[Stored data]
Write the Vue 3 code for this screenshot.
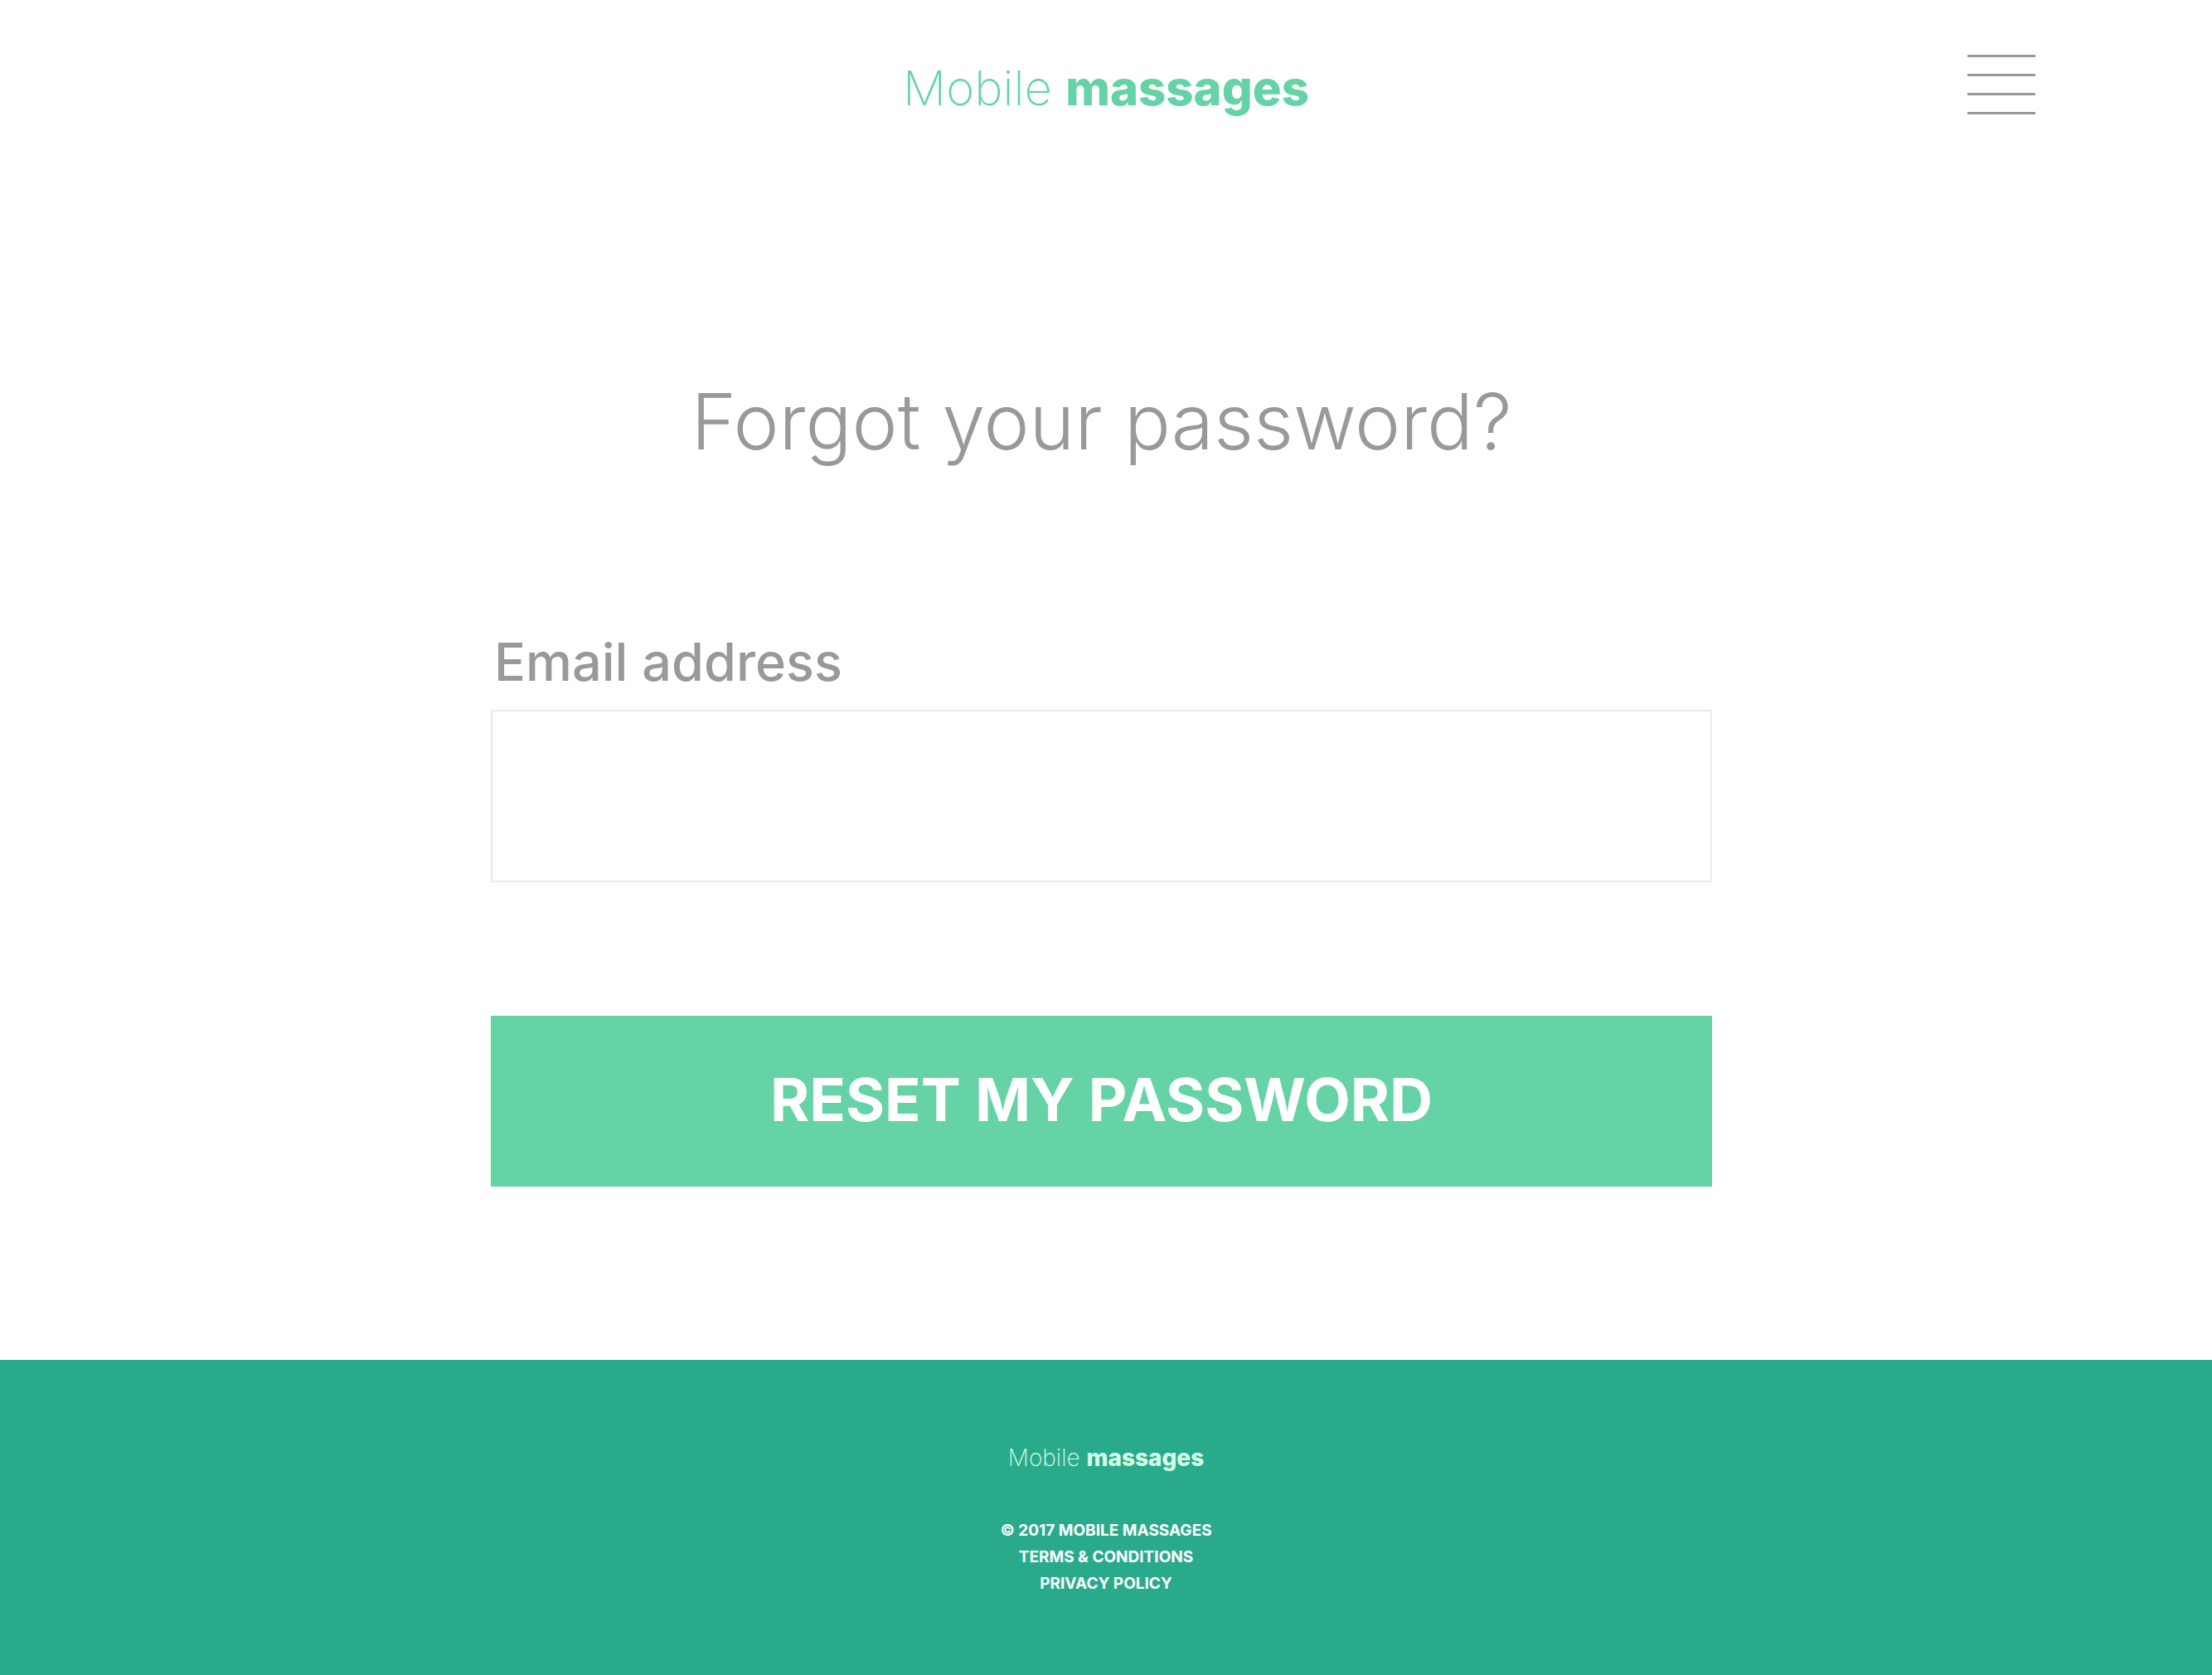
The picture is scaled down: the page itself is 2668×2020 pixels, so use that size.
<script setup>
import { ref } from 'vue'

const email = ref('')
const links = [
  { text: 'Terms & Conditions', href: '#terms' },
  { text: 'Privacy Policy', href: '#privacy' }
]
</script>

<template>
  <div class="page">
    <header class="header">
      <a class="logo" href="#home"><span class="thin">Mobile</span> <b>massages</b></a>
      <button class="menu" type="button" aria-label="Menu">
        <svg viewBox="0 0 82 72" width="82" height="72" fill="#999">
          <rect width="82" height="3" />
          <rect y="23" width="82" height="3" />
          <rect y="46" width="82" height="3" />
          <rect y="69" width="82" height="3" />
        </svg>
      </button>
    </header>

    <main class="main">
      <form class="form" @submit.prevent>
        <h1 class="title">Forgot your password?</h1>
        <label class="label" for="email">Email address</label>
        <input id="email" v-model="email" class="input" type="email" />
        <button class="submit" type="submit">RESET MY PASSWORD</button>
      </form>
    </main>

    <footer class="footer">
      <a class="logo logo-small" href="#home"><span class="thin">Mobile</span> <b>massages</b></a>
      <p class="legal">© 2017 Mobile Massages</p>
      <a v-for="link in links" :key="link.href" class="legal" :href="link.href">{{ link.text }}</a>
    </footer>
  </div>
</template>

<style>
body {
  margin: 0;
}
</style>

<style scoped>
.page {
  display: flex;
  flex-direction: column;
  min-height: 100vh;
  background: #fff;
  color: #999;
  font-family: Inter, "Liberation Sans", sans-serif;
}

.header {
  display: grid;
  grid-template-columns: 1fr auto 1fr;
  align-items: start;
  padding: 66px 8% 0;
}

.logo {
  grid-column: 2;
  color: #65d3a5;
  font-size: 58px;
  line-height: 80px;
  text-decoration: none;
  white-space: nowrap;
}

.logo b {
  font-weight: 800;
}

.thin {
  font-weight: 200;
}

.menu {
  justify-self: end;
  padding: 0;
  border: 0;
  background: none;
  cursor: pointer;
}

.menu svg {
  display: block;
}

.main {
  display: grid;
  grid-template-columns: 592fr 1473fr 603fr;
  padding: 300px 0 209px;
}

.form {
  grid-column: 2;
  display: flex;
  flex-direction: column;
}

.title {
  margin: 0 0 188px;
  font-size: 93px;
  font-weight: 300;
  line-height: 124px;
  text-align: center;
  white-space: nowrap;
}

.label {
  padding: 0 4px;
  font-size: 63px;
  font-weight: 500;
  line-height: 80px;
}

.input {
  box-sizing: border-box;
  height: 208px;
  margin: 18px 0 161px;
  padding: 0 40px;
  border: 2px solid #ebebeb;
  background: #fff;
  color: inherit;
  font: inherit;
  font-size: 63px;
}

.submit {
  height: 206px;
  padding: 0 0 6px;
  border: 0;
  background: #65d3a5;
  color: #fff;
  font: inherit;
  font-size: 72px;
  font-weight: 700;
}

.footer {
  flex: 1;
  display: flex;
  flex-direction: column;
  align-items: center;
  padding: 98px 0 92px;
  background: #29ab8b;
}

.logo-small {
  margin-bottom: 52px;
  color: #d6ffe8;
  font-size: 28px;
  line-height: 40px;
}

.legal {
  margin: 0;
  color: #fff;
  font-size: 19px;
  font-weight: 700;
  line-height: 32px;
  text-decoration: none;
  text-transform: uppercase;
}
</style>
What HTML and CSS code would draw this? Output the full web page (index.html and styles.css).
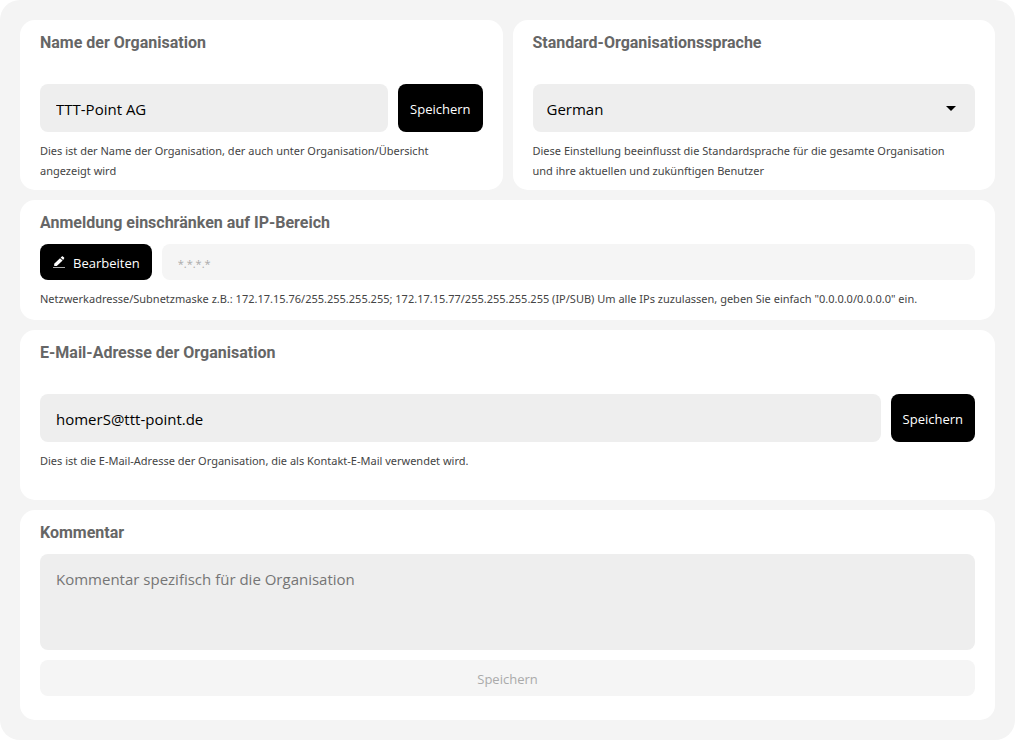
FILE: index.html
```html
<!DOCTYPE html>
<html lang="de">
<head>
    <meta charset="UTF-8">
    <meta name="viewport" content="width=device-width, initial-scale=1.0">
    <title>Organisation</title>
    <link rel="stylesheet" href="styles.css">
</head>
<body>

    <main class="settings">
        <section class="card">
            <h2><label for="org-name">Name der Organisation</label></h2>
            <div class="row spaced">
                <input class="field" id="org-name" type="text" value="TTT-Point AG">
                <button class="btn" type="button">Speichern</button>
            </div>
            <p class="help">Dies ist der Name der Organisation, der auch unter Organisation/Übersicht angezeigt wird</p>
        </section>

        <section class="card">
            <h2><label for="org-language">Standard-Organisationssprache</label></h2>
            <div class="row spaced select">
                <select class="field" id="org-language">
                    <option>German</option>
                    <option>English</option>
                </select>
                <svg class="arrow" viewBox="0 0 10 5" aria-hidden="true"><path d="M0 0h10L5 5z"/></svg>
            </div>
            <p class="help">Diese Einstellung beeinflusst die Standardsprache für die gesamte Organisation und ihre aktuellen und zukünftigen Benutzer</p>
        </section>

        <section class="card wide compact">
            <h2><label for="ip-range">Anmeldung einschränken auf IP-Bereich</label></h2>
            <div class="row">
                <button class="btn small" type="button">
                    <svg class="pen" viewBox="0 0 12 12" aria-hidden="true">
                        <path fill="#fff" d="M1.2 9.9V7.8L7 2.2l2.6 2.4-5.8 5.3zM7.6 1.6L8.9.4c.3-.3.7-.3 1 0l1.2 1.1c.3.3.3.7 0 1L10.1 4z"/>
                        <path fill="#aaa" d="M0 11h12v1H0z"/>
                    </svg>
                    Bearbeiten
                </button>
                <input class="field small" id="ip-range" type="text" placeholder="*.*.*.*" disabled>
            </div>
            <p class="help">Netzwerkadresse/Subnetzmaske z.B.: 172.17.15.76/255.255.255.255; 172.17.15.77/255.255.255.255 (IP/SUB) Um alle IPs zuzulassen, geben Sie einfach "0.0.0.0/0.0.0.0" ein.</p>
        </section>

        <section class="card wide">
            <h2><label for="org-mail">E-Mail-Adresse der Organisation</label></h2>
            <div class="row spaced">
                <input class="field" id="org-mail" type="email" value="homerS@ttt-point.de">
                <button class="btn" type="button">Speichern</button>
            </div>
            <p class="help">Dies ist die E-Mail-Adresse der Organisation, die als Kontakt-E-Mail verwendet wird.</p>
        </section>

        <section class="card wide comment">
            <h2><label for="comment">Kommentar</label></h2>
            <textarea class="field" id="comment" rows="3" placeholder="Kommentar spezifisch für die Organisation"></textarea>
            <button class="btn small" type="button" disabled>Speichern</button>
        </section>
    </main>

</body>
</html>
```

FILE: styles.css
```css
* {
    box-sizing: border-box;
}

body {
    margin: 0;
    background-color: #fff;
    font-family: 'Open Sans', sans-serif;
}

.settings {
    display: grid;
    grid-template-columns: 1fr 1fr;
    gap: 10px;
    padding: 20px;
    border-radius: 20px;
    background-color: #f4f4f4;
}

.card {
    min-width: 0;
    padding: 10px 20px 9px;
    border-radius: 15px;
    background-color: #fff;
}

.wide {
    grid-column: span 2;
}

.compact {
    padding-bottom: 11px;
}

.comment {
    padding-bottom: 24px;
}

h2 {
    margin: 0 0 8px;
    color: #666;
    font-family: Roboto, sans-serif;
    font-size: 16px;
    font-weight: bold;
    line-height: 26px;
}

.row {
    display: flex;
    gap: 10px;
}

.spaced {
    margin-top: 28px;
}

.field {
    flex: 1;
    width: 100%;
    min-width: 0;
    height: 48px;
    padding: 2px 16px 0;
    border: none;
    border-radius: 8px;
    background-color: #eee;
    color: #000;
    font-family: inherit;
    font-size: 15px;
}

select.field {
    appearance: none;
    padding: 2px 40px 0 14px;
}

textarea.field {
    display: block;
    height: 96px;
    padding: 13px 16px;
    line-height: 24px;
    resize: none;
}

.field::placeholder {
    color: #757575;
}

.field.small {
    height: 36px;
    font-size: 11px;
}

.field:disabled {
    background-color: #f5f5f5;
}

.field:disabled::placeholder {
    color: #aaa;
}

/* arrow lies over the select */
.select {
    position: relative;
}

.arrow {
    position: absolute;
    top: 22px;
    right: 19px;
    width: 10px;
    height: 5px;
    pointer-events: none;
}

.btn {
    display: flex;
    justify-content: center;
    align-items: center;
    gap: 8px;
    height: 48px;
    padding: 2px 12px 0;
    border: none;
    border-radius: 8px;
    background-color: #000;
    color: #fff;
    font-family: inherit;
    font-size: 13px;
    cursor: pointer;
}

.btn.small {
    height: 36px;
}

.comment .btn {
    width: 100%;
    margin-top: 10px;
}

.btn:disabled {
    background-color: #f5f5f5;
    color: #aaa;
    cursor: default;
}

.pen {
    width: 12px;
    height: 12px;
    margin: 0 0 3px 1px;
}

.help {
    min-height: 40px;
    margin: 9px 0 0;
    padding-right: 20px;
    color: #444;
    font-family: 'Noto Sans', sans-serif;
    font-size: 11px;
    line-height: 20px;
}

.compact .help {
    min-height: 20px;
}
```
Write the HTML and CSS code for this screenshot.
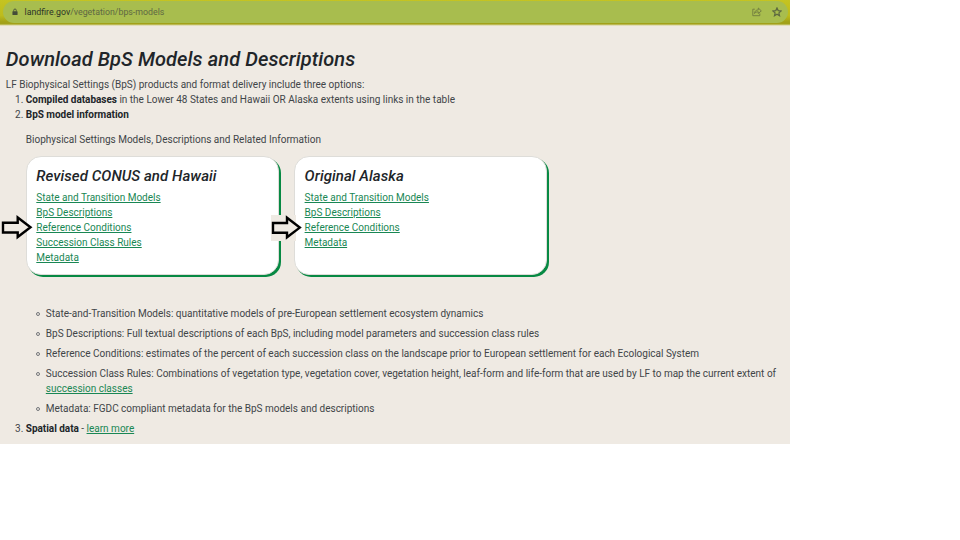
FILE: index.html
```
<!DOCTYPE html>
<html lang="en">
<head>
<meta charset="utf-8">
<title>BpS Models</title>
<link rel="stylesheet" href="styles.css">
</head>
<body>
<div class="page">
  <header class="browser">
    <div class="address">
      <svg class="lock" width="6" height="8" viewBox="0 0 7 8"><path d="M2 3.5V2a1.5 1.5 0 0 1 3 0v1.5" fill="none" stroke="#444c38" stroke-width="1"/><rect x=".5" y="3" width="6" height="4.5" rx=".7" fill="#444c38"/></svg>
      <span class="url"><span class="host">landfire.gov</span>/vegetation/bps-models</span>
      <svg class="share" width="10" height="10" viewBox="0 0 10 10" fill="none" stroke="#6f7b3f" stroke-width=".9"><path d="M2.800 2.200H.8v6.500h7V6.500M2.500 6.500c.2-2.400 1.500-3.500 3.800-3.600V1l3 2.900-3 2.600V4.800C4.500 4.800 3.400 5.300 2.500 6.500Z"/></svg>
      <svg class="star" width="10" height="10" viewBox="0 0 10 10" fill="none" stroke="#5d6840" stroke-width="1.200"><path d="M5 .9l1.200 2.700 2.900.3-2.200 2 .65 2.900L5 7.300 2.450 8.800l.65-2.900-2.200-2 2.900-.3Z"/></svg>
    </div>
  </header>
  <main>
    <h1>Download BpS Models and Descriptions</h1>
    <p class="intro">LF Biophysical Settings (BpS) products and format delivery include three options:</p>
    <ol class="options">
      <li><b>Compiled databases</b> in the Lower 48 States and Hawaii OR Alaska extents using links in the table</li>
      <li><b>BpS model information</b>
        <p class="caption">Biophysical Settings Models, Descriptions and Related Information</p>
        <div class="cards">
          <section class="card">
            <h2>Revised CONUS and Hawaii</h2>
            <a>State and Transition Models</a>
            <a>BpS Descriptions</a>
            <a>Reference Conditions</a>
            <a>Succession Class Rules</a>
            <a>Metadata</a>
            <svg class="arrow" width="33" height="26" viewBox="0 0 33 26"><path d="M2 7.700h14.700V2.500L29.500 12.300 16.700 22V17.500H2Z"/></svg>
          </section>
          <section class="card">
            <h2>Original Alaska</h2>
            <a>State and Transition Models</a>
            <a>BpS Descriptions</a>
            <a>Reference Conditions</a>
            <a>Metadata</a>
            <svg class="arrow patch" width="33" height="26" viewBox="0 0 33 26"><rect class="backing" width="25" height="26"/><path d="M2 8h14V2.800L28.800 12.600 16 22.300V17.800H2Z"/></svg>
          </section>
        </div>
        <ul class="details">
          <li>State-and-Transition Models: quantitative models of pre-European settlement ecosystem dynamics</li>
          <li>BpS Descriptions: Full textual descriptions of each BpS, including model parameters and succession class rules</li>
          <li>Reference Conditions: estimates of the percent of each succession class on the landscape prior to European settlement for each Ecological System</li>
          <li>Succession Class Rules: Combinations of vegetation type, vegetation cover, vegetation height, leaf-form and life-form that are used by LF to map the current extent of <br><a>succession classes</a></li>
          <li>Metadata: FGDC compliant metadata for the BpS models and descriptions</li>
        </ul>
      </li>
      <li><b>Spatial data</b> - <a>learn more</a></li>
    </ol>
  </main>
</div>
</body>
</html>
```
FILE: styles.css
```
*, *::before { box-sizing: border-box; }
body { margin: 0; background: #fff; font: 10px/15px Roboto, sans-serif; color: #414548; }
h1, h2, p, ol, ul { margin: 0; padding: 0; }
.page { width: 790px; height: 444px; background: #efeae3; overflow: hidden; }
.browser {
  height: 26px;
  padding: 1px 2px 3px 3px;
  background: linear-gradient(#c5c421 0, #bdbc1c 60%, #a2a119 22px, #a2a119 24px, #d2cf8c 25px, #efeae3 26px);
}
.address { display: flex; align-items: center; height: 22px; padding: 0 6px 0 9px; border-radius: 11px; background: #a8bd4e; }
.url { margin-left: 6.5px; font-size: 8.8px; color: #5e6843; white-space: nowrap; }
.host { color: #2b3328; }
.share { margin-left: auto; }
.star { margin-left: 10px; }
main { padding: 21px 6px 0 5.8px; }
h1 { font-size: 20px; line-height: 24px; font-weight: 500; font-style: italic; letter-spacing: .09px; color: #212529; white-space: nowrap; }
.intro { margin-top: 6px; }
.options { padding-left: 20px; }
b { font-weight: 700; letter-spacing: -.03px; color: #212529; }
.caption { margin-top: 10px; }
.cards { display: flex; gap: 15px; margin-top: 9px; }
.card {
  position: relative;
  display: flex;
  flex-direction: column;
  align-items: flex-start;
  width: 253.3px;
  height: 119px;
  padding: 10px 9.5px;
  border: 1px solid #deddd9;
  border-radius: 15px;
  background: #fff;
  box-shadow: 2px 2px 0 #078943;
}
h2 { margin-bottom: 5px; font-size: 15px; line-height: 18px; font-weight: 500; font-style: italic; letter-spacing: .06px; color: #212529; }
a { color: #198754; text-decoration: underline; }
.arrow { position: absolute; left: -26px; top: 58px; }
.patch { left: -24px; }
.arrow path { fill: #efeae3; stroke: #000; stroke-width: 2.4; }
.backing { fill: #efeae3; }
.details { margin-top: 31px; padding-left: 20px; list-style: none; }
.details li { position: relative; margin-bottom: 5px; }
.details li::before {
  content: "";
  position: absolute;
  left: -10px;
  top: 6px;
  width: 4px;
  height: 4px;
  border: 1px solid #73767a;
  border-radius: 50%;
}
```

- [Work required]: Pick out each line in the material containing "code".

- [Answer in full]:
Write the Vue 3 code for this screenshot.
What HTML and CSS code would draw this? Output the full web page (index.html and styles.css).
Write the HTML and CSS code for this screenshot.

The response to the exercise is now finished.